A sermon preached by Graham Low on 27 February 2022.
During the 1970s and 1980s I lived and worked in Poland. People I came to know and trust there told me very openly and often about their love for Slavonic people, which of course includes the Russians. But almost in the same breath they spoke of their utter hatred of the Soviet Union and its system, imposed on them for decades by Moscow, as well as in past centuries. It shook me. I had never witnessed such hatred before: it showed in their faces and in the way they spoke about it.
The people of Ukraine are also Slavonic. They must now be having similar profound and negative feelings, as they see events beginning to point towards re-forming the Soviet Union. Fear is now bringing the deep human instincts of flee or fight come to the surface for Ukrainians: as we now see many are fleeing, while others are fighting to death.
How may we respond to this situation? We can flee from awareness of it by ignoring it. We can write letters, go to demonstrations seeking to influence government policy, sign petitions, and contribute to emergency appeals. As Christians there is a fundamental call to pray for the people of Ukraine and for all who are involved in the events there. And as we pray let us be aware that we do so in the company of millions of other people. Today’s gospel about the Transfiguration reading reminds us that before this pivotal point in Jesus’ life, he went up on the mountain with Peter and John to pray.

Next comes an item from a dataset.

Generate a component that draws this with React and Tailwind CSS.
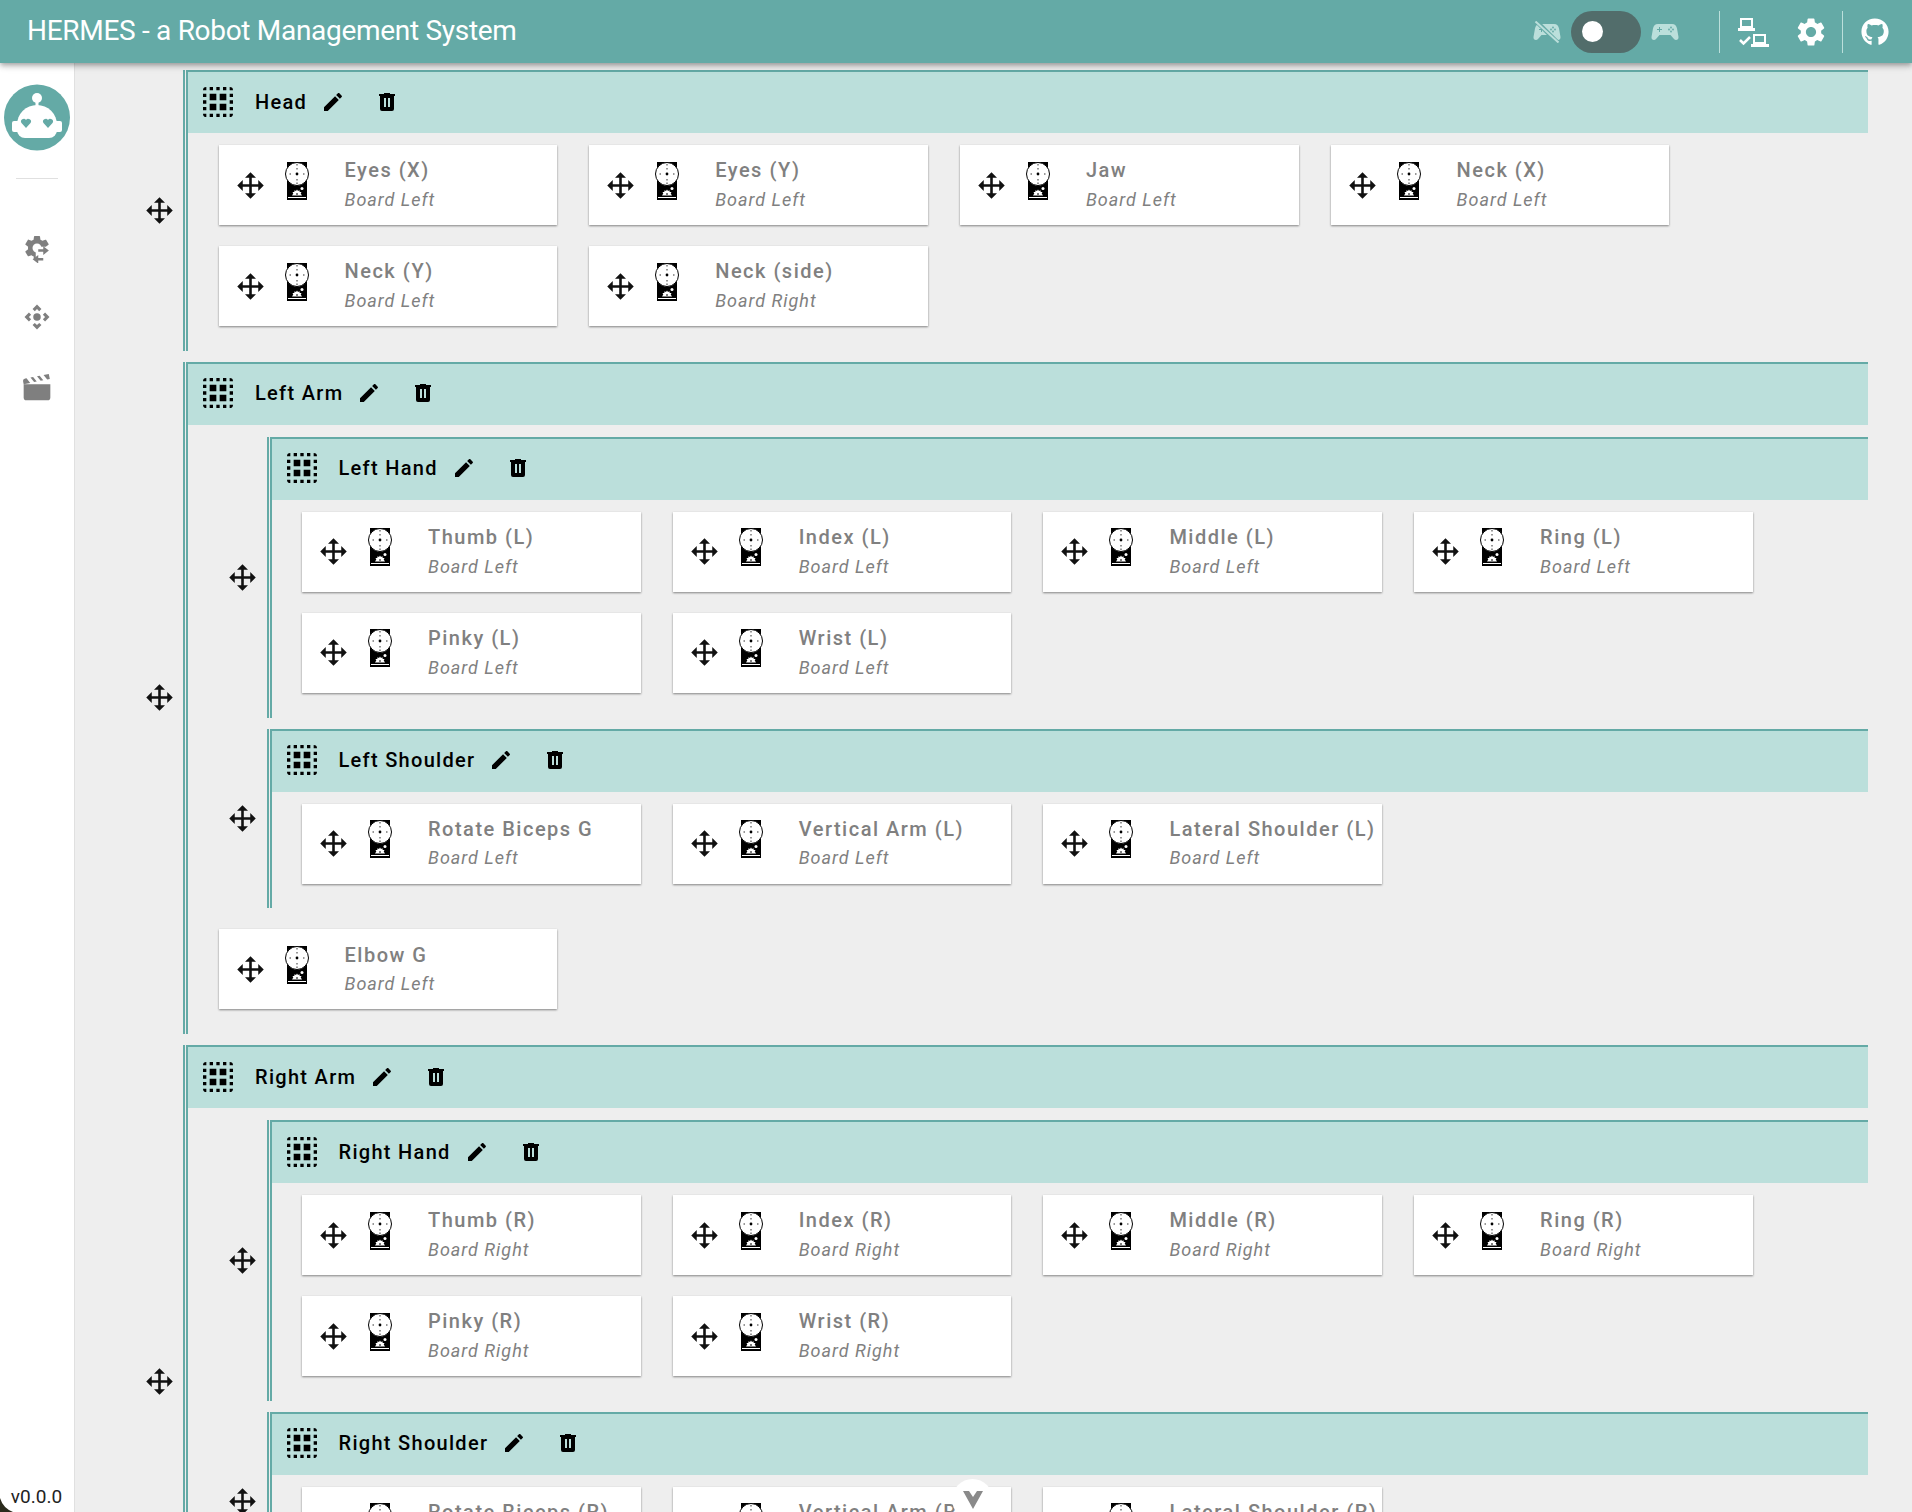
import { MdSettings, MdControlCamera } from "react-icons/md";
import { FaGithub } from "react-icons/fa";

const TEAL = "#64aaa6";

const motor = (name, board = "Left") => ({ name, board: `Board ${board}` });

const hand = (s, board) => ({
  name: `${s === "L" ? "Left" : "Right"} Hand`,
  motors: ["Thumb", "Index", "Middle", "Ring", "Pinky", "Wrist"].map((m) => motor(`${m} (${s})`, board)),
});

const tree = [
  {
    name: "Head",
    motors: [
      motor("Eyes (X)"),
      motor("Eyes (Y)"),
      motor("Jaw"),
      motor("Neck (X)"),
      motor("Neck (Y)"),
      motor("Neck (side)", "Right"),
    ],
  },
  {
    name: "Left Arm",
    groups: [
      hand("L", "Left"),
      {
        name: "Left Shoulder",
        motors: [motor("Rotate Biceps G"), motor("Vertical Arm (L)"), motor("Lateral Shoulder (L)")],
      },
    ],
    motors: [motor("Elbow G")],
  },
  {
    name: "Right Arm",
    groups: [
      hand("R", "Right"),
      {
        name: "Right Shoulder",
        motors: [
          motor("Rotate Biceps (R)", "Right"),
          motor("Vertical Arm (R)", "Right"),
          motor("Lateral Shoulder (R)", "Right"),
        ],
      },
    ],
    motors: [motor("Elbow (R)", "Right")],
  },
];

function MoveIcon() {
  return (
    <svg width="31" height="31" viewBox="0 0 24 24" fill="#111" className="shrink-0">
      <path d="M13,6V11H18V7.75L22.25,12L18,16.25V13H13V18H16.25L12,22.25L7.75,18H11V13H6V16.25L1.75,12L6,7.75V11H11V6H7.75L12,1.75L16.25,6H13Z" />
    </svg>
  );
}

function GroupIcon() {
  return (
    <svg width="40" height="40" viewBox="0 0 24 24" fill="#000" className="shrink-0">
      <path d="M5,3A2,2 0 0,0 3,5H5M7,3V5H9V3M11,3V5H13V3M15,3V5H17V3M19,3V5H21A2,2 0 0,0 19,3M3,7V9H5V7M7,7V11H11V7M13,7V11H17V7M19,7V9H21V7M3,11V13H5V11M19,11V13H21V11M7,13V17H11V13M13,13V17H17V13M3,15V17H5V15M19,15V17H21V15M3,19A2,2 0 0,0 5,21V19M7,19V21H9V19M11,19V21H13V19M15,19V21H17V19M19,19V21A2,2 0 0,0 21,19Z" />
    </svg>
  );
}

function PencilIcon() {
  return (
    <svg width="24" height="24" viewBox="0 0 24 24" fill="#000" className="shrink-0">
      <path d="M3 17.25V21h3.75L17.81 9.94l-3.75-3.75L3 17.25zM20.71 7.04c.39-.39.39-1.02 0-1.41l-2.34-2.34c-.39-.39-1.02-.39-1.41 0l-1.83 1.83 3.75 3.75 1.83-1.83z" />
    </svg>
  );
}

function TrashIcon() {
  return (
    <svg width="24" height="24" viewBox="0 0 24 24" fill="#000" className="shrink-0">
      <path d="M9,3V4H4V6H5V19A2,2 0 0,0 7,21H17A2,2 0 0,0 19,19V6H20V4H15V3H9M9,8H11V17H9V8M13,8H15V17H13V8Z" />
    </svg>
  );
}

// servo board drawing
function ServoIcon() {
  return (
    <svg width="24" height="40" viewBox="0 0 24 40" className="shrink-0 mb-[9px]">
      <rect x="2" y="1" width="20" height="38" fill="#000" />
      <circle cx="12" cy="13" r="11.5" fill="#fff" stroke="#000" strokeWidth="1" />
      <circle cx="12" cy="13" r="1.4" fill="#000" />
      <g fill="#333">
        <rect x="11.500" y="3" width="1" height="1.500" />
        <rect x="11.500" y="7" width="1" height="1.500" />
        <rect x="11.500" y="18" width="1" height="1.500" />
        <rect x="11.500" y="21.500" width="1" height="1.500" />
        <rect x="4.500" y="12.500" width="1.500" height="1" />
        <rect x="18" y="12.500" width="1.500" height="1" />
      </g>
      <path
        d="M12 28.500L13 30L14.500 29.200L14.700 31L16.500 31L15.700 32.500L17 34.500H7L8.300 32.500L7.500 31L9.300 31L9.500 29.200L11 30Z"
        fill="#fff"
      />
      <circle cx="17" cy="27.500" r="1.500" fill="#fff" />
      <rect x="11.500" y="32" width="1" height="2" fill="#000" />
      <rect x="3" y="36" width="18" height="1" fill="#fff" />
    </svg>
  );
}

function MotorCard({ name, board }) {
  return (
    <div className="w-[338.7px] h-[80px] bg-white shadow-[0_1px_2px_rgba(0,0,0,0.45)] flex items-center pl-[16px] shrink-0">
      <MoveIcon />
      <div className="ml-[19px]">
        <ServoIcon />
      </div>
      <div className="ml-[36px] min-w-0 whitespace-nowrap text-[#808080]">
        <div className="text-[20px] leading-[24px] font-medium tracking-[1.5px]">{name}</div>
        <div className="text-[18px] leading-[24px] italic tracking-[1px] mt-[5.5px]">{board}</div>
      </div>
    </div>
  );
}

function Group({ name, motors = [], groups = [] }) {
  return (
    <div className="flex mb-[11px]">
      <div className="w-[48px] shrink-0 flex items-center justify-center">
        <MoveIcon />
      </div>
      <div className="flex-1 min-w-0 border-l-[5px] border-double border-[#64aaa6]">
        <div className="h-[63px] bg-[#bbdfdb] border-t-2 border-[#64aaa6] flex items-center pl-[10px] pb-[2px]">
          <GroupIcon />
          <span className="ml-[17px] text-[20px] font-medium tracking-[1.3px] text-black whitespace-nowrap">{name}</span>
          <span className="ml-[14px]">
            <PencilIcon />
          </span>
          <span className="ml-[30px]">
            <TrashIcon />
          </span>
        </div>
        <div className="pl-[30.5px] pt-[12px] pb-[24.75px]">
          {groups.map((g) => (
            <Group key={g.name} {...g} />
          ))}
          {motors.length > 0 && (
            <div className={`flex flex-wrap gap-x-[32px] gap-y-[21px] ${groups.length ? "mt-[21px]" : ""}`}>
              {motors.map((m) => (
                <MotorCard key={m.name} {...m} />
              ))}
            </div>
          )}
        </div>
      </div>
    </div>
  );
}

function Logo() {
  return (
    <svg width="66" height="67" viewBox="0 0 66 67">
      <circle cx="33" cy="33.500" r="33" fill={TEAL} />
      <circle cx="33" cy="14" r="5" fill="#fff" />
      <rect x="31.500" y="14" width="3" height="9" fill="#fff" />
      <rect x="8" y="37" width="50" height="11" rx="2" fill="#fff" />
      <path d="M13 41a20 20 0 0 1 40 0v5a8 8 0 0 1-8 8H21a8 8 0 0 1-8-8z" fill="#fff" />
      <path d="M22 44l-4.500-5a2.600 2.600 0 0 1 4.500-3a2.600 2.600 0 0 1 4.500 3z" fill={TEAL} />
      <path d="M44 44l-4.500-5a2.600 2.600 0 0 1 4.500-3a2.600 2.600 0 0 1 4.500 3z" fill={TEAL} />
    </svg>
  );
}

function CogSyncIcon() {
  return (
    <svg width="30" height="30" viewBox="0 0 24 24" fill="#7f7f7f">
      <path d="M19.14,12.94c0.04-0.3,0.06-0.61,0.06-0.94c0-0.32-0.02-0.64-0.07-0.94l2.03-1.58c0.18-0.14,0.23-0.41,0.12-0.61l-1.92-3.32c-0.12-0.22-0.37-0.29-0.59-0.22l-2.39,0.96c-0.5-0.38-1.03-0.7-1.62-0.94L14.4,2.81c-0.04-0.24-0.24-0.41-0.48-0.41h-3.84c-0.24,0-0.43,0.17-0.47,0.41L9.25,5.35C8.66,5.59,8.12,5.92,7.63,6.29L5.24,5.33c-0.22-0.08-0.47,0-0.59,0.22L2.74,8.87C2.62,9.08,2.66,9.34,2.86,9.48l2.03,1.58C4.84,11.36,4.8,11.69,4.8,12s0.02,0.64,0.07,0.94l-2.03,1.58c-0.18,0.14-0.23,0.41-0.12,0.61l1.92,3.32c0.12,0.22,0.37,0.29,0.59,0.22l2.39-0.96c0.5,0.38,1.03,0.7,1.62,0.94l0.36,2.54c0.05,0.24,0.24,0.41,0.48,0.41h3.84c0.24,0,0.44-0.17,0.47-0.41l0.36-2.54c0.59-0.24,1.13-0.56,1.62-0.94l2.39,0.96c0.22,0.08,0.47,0,0.59-0.22l1.92-3.32c0.12-0.22,0.07-0.47-0.12-0.61L19.14,12.94z M12,15.6c-1.98,0-3.6-1.62-3.6-3.6s1.62-3.6,3.6-3.6s3.6,1.62,3.6,3.6S13.98,15.6,12,15.6z" />
      <rect x="11" y="11" width="13" height="13" fill="#fff" />
      <path d="M13 13h4v-2.500l4.500 3.500l-4.500 3.500V15h-4z" />
      <path d="M17 20h-4v-2.500L8.500 21l4.500 3.500V22h4z" />
    </svg>
  );
}

function ClapperIcon() {
  return (
    <svg width="32" height="32" viewBox="0 0 24 24" fill="#7f7f7f">
      <path d="M20.84 2.18L16.91 2.96L19.65 6.39L21.62 6L20.84 2.18M13.97 3.54L12 3.93L14.75 7.36L16.71 6.97L13.97 3.54M9.07 4.5L7.1 4.91L9.85 8.33L11.81 7.94L9.07 4.5M4.16 5.5L3.18 5.69A2 2 0 0 0 1.61 8.04L2 10L6.9 9.03L4.16 5.5M2 10V20C2 21.11 2.9 22 4 22H20C21.11 22 22 21.11 22 20V10H2Z" />
    </svg>
  );
}

function Gamepad({ off }) {
  return (
    <svg width="28" height="22" viewBox="0 0 28 22">
      <path
        d="M7 3h14c3 0 4.500 2 5 4.500l1.500 8.500c.4 3-3 4-4.500 2l-3.500-4h-11l-3.500 4c-1.500 2-4.900 1-4.500-2L2 7.500C2.500 5 4 3 7 3z"
        fill="#bbdfdb"
      />
      <path d="M6 8.500h5M8.500 6v5" stroke={TEAL} strokeWidth="1" />
      <g fill={TEAL}>
        <circle cx="20" cy="6.500" r="0.900" />
        <circle cx="20" cy="10.500" r="0.900" />
        <circle cx="18" cy="8.500" r="0.900" />
        <circle cx="22" cy="8.500" r="0.900" />
      </g>
      {off && <path d="M3 0L25 22" stroke={TEAL} strokeWidth="4.500" />}
      {off && <path d="M2.500 0.500L25.500 21.500" stroke="#bbdfdb" strokeWidth="2" />}
    </svg>
  );
}

function LaptopsIcon() {
  return (
    <svg width="32" height="30" viewBox="0 0 32 30" fill="#fff">
      <path d="M3 1h13v10H3z M5 3v6h9V3z" fillRule="evenodd" />
      <rect x="1" y="11" width="17" height="3" />
      <path d="M16 17h13v10H16z M18 19v6h9v-6z" fillRule="evenodd" />
      <rect x="14" y="27" width="18" height="3" />
      <path d="M3 23l3.500 3.500L13 20" fill="none" stroke="#fff" strokeWidth="2.500" />
    </svg>
  );
}

export default function App() {
  return (
    <div className="h-screen overflow-hidden flex flex-col bg-[#eeeeee] relative font-['Roboto',sans-serif]">
      <header className="h-[63px] shrink-0 relative z-10 bg-[#64aaa6] text-white flex items-center pl-[27px] pr-[23px] shadow-[0_2px_4px_-1px_rgba(0,0,0,0.2),0_4px_5px_0_rgba(0,0,0,0.14),0_1px_10px_0_rgba(0,0,0,0.12)]">
        <h1 className="text-[28px] font-normal tracking-[-0.3px] whitespace-nowrap -mt-[2px]">HERMES - a Robot Management System</h1>
        <div className="ml-auto flex items-center">
          <Gamepad off />
          <div className="w-[70px] h-[42px] rounded-full bg-[#526d6b] flex items-center pl-[11px] ml-[10px]">
            <div className="w-[21px] h-[21px] rounded-full bg-white" />
          </div>
          <div className="ml-[10px]">
            <Gamepad />
          </div>
          <div className="w-px h-[42px] bg-[#bbdfdb] ml-[40px]" />
          <div className="ml-[17px]">
            <LaptopsIcon />
          </div>
          <MdSettings className="ml-[25px] text-white" size={34} />
          <div className="w-px h-[42px] bg-[#bbdfdb] ml-[14px]" />
          <FaGithub className="ml-[18px] text-white" size={28} />
        </div>
      </header>
      <div className="flex-1 min-h-0 flex">
        <aside className="w-[75px] shrink-0 bg-white border-r border-[#e0e0e0] flex flex-col items-center pt-[21px] relative">
          <Logo />
          <div className="w-[42px] h-px bg-[#e0e0e0] mt-[27px]" />
          <div className="mt-[54px]">
            <CogSyncIcon />
          </div>
          <MdControlCamera className="mt-[39px]" size={30} color="#7f7f7f" />
          <div className="mt-[39px]">
            <ClapperIcon />
          </div>
          <div className="mt-auto mb-[3px] text-[19px] leading-[24px] text-[#222] -ml-[1px]">v0.0.0</div>
          <svg width="13" height="14" viewBox="0 0 13 14" className="absolute left-0 bottom-0">
            <path d="M0 0Q3 10 13 14H0z" fill="#2b2b1c" />
          </svg>
        </aside>
        <main className="flex-1 min-w-0 overflow-hidden pl-[60px] pr-[44px] pt-[7px]">
          {tree.map((g) => (
            <Group key={g.name} {...g} />
          ))}
        </main>
      </div>
      <div className="absolute left-[952px] top-[1479px] w-[41px] h-[41px] rounded-full bg-white flex justify-center pt-[12px]">
        <svg width="20" height="18" viewBox="0 0 20 18">
          <path d="M0 0H6L10 6L14 0H20L10 18Z" fill="#8a8a8a" />
        </svg>
      </div>
    </div>
  );
}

As we pray we seek to enter into the mystery of God, the mystery which is described in today’s account of the transfiguration. We can thank and praise God for the gift of prayer. We can express sorrow for our misdoings. We can pray for all in need. But what is the very essence of prayer? Perhaps the spirit of our prayer can be captured in metaphor: a gift from God; a conversation by and with our soul; silent contemplation; an expression of wonder; acknowledgement of finitude; articulation of desire; a sharing in God’s trinitarian life; an art; raising heart and mind to God.
Prayer is full of paradox: it is a privilege and a duty; we do not know how to pray as we ought but the spirit comes to pray with us (Rom 8.26); we are asked to pray without ceasing (1 Thess 5.17); we are exhorted to pray regularly, yet to seek “mastery” is to miss the point completely.
At times like these we may be lost for words as we pray. But there is a particular alternative: to pray the Lord’s Prayer, which I have so often found brings comfort and spiritual help, particularly in intimate and sad pastoral situations where other words can be simply unhelpful. The words of the Lord’s Prayer seem to take hold of the moment and bring calm and hope: they bring healing.
Like a poem, we can understand quite a bit of what the Lord’s Prayer is saying, but it also says things of which we are not quite certain. Meaning and mystery come together, as countless millions have found before us. Somewhere, somehow, our soul may be touched. And somehow we may be drawn closer to Jesus, who first offered it to his hearers as a way to pray. And we may also be drawn closer to those who are praying it with us all over the world.
The Lord’s Prayer is a place for us to find new depths of thought and feeling, and also a springboard for the practical activity and good works which hold our lives together.
In just three days we begin the season of Lent. On the six Sundays of Lent we shall hear sermons about various aspects of the Lord’s Prayer. These will link with the six sections of the book we shall be using in house and discussion groups during Lent, called Thy Will be Done. This book is widely available. It was written by Stephen Cherry, the Dean of Kings College Cambridge. Although it was published at a time of fundamental change, anxiety, and uncertainty for us all, it is a prayer for all times.
The book is offered to us to explore again the vitality and freshness of the Lord’s Prayer, the most familiar and yet most profound of Christian prayers. The author shares insights from some of the greatest theologians down the centuries. It is written in such a manner as to provide daily analysis and anecdote about the Lord’s Prayer. The six main parts are headed: Heaven, Earth, Bread, Forgiveness, Temptation and Glory.
In addition to this book, some of you may be interested in a book written by Bishop Steven, as a part of the Pilgrim Course. It is called Forty Days of Reflections on the Lord’s Prayer. Copies of this book are available on the book stall at the back of the church.
May we be granted a good and holy Lent, as we hold the people of Ukraine in our hearts and prayers. Amen.